TO DO> Starting at the top of the listing, extract every line up to and including the one with "import React from". Pictures stay out of the copy.

-- start of INFORMATION SHOWN --

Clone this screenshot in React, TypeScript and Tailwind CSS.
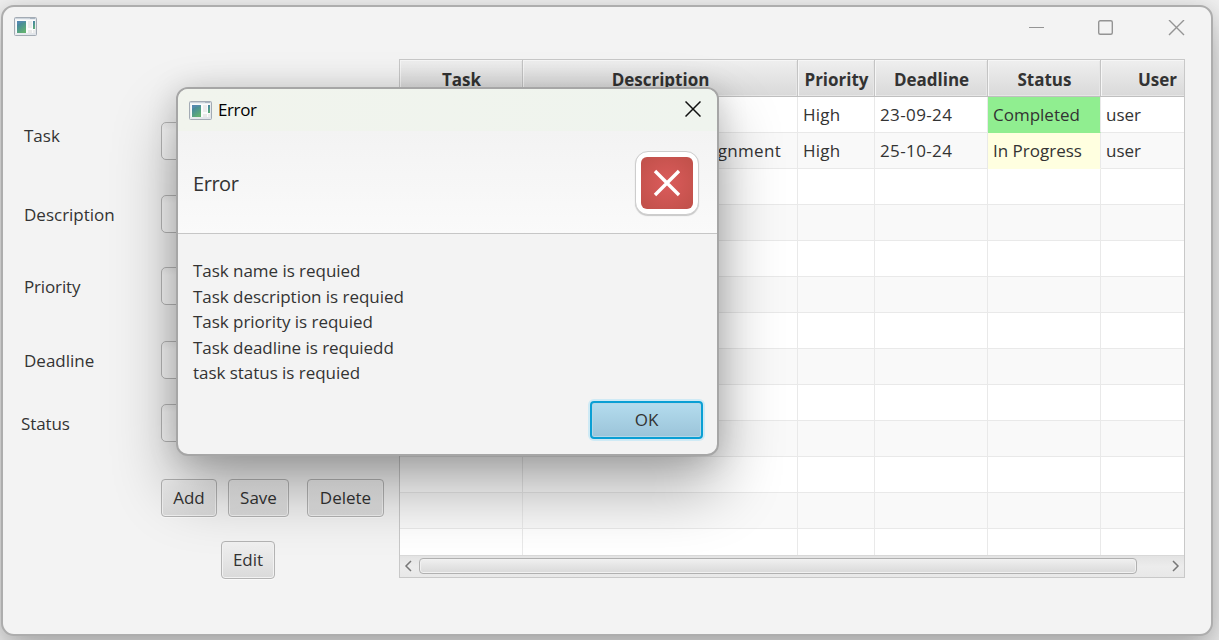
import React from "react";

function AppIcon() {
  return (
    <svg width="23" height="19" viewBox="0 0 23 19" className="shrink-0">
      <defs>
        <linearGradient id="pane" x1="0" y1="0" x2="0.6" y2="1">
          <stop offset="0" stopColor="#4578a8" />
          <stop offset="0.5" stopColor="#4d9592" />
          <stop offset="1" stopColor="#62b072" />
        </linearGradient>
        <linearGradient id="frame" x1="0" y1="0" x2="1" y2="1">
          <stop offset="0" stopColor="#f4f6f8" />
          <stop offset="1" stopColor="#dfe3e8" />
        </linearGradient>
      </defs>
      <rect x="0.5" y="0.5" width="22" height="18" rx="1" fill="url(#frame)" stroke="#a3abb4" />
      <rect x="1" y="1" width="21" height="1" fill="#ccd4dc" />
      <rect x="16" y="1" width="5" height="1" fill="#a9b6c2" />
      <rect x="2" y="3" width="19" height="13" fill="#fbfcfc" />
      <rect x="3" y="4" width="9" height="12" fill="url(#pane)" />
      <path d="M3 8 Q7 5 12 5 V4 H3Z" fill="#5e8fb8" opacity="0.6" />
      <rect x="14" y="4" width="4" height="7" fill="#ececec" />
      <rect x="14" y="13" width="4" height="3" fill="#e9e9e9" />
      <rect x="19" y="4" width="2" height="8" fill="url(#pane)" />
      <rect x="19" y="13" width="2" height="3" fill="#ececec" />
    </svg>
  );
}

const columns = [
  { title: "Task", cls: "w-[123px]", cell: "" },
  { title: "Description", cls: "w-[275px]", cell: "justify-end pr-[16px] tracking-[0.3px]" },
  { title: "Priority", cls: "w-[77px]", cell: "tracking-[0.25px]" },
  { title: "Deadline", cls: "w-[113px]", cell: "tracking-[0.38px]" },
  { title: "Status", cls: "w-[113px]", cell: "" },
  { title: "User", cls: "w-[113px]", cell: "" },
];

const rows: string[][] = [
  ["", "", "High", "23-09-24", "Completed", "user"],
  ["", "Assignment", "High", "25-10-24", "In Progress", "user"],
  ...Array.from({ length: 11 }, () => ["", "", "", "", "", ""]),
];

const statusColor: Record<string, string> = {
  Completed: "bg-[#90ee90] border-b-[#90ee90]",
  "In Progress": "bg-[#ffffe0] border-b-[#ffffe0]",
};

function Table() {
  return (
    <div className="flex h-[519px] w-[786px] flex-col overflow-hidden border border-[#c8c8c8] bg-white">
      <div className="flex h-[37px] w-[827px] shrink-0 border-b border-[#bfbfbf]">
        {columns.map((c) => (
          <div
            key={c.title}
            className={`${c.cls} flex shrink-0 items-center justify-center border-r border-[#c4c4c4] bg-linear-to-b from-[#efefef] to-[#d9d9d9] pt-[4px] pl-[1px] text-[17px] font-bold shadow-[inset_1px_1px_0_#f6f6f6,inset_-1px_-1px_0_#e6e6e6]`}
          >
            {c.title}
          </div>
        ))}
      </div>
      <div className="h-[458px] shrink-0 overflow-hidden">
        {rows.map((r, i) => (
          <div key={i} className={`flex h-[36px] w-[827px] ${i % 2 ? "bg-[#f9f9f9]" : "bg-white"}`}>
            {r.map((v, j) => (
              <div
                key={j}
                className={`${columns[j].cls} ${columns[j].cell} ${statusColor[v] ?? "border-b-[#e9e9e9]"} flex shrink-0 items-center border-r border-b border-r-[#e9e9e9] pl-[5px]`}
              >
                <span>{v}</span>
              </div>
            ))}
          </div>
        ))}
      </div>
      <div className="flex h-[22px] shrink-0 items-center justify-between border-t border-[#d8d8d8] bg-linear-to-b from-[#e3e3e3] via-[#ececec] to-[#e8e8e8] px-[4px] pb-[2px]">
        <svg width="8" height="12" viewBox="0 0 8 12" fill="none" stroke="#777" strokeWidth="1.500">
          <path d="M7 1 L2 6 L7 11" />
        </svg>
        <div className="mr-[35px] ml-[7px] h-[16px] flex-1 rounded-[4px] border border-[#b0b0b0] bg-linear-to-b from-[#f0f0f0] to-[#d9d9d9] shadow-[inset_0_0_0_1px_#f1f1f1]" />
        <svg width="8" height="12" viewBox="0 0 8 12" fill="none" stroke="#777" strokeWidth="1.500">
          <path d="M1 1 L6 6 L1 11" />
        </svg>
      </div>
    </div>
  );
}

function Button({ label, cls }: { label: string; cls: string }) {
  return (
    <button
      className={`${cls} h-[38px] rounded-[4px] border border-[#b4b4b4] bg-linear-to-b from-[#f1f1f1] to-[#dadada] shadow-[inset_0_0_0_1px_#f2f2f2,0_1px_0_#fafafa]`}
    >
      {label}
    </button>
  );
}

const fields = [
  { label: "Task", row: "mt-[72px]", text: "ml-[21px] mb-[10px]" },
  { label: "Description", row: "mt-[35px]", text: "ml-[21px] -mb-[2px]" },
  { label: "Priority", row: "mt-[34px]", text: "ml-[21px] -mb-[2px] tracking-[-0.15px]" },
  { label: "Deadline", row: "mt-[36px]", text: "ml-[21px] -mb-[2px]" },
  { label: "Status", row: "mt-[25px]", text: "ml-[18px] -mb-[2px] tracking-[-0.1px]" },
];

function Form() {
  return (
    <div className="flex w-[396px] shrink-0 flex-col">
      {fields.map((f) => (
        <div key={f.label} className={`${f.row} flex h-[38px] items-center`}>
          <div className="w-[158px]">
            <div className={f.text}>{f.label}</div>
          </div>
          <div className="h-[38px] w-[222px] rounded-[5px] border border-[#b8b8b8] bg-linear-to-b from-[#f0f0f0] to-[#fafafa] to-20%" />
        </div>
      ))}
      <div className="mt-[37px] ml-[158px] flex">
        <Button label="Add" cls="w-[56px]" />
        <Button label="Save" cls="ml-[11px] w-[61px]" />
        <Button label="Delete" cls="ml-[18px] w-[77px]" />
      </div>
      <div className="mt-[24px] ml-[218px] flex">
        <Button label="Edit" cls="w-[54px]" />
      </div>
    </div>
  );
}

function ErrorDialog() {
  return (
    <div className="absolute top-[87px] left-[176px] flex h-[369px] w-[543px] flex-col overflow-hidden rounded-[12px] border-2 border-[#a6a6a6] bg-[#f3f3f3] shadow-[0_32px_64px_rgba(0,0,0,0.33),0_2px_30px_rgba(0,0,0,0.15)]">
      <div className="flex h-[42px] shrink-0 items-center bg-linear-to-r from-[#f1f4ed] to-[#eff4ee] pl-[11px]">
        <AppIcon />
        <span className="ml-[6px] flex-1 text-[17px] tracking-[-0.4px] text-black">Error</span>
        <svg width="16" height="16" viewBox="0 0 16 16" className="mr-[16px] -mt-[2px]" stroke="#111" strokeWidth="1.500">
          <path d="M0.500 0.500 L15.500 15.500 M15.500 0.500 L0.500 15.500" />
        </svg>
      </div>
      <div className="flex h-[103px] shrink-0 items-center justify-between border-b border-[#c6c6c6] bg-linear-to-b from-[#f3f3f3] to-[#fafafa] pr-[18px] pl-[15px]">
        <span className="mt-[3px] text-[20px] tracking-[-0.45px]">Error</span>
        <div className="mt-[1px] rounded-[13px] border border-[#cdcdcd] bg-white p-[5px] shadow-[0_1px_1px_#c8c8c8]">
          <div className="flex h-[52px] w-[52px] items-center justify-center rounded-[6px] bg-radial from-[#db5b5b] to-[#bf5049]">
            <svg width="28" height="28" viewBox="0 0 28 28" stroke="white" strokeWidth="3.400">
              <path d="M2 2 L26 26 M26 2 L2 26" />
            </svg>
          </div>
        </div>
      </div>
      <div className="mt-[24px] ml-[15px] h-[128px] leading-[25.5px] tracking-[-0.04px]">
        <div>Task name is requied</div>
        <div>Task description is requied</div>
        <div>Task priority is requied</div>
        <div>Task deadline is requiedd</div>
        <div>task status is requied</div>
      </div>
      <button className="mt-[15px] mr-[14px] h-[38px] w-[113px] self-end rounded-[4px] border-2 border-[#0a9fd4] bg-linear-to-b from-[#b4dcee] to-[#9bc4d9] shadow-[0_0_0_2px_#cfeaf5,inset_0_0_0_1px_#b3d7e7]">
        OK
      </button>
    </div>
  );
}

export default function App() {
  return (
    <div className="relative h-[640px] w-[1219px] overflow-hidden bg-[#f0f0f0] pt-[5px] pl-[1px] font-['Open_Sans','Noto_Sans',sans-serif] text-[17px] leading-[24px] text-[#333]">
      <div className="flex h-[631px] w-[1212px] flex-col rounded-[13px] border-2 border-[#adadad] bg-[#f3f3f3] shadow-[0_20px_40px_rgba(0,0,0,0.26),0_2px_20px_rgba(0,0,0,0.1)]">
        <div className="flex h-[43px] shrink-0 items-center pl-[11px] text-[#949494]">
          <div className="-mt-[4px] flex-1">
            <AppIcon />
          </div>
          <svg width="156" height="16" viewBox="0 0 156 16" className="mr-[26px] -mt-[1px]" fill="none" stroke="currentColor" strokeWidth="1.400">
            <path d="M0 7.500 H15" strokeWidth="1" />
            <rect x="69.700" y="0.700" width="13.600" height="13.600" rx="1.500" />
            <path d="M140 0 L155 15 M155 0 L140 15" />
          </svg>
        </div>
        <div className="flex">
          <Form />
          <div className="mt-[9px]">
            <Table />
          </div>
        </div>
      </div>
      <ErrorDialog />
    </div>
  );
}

-- end of INFORMATION SHOWN --

COMPLETE RESPONSE>
Clone this screenshot in React, TypeScript and Tailwind CSS.
import React from "react";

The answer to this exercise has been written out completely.